Doppler Spread Analysis for Reducing High-Mobility Massive MIMO V2V Channel Time-Variation

Abstract

In this paper, we consider fast time-varying channels of high-mobility vehicle-to-vehicle (V2V) communications for massive multiple-input multiple-output orthogonal frequency division multiplexing (MIMO-OFDM) systems. Large-scale uniform linear arrays (ULA) are configured at the transmitter and receiver to separate multiple angle domain Doppler frequency offsets (DFOs) based on transmit and receive beamforming with high spatial resolution. Then each beamforming branch comprises only one dominant DFO. Next, we perform the conventional channel estimation method for each beamforming branch, and carry out maximum-ratio-combining (MRC) for data detection. Power spectrum density (PSD) and Doppler spread of the equivalent link between the transmitter and receiver are derived and regarded as the criterion for assessing the residual channel time-variation caused by limited antennas in practice.

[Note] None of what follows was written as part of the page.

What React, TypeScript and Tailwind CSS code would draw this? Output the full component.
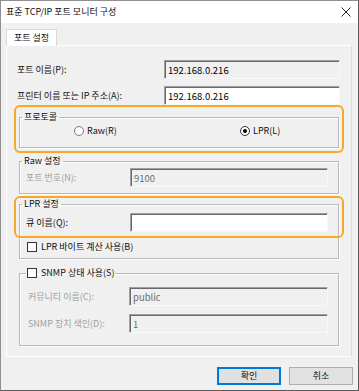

Interestingly, the asymptotic scaling law between Doppler spread and the number of transceiver antennas shows that Doppler spread is proportional to the maximum DFO and decreases at the rate of $\sqrt {\frac{1}{{N_T^2}} + \frac{1}{{N_R^2}}} $, where NT and NR are the number of transmit and receive antennas, respectively. Simulation results confirm the validity of the proposed Doppler suppression framework for high-mobility V2V communications.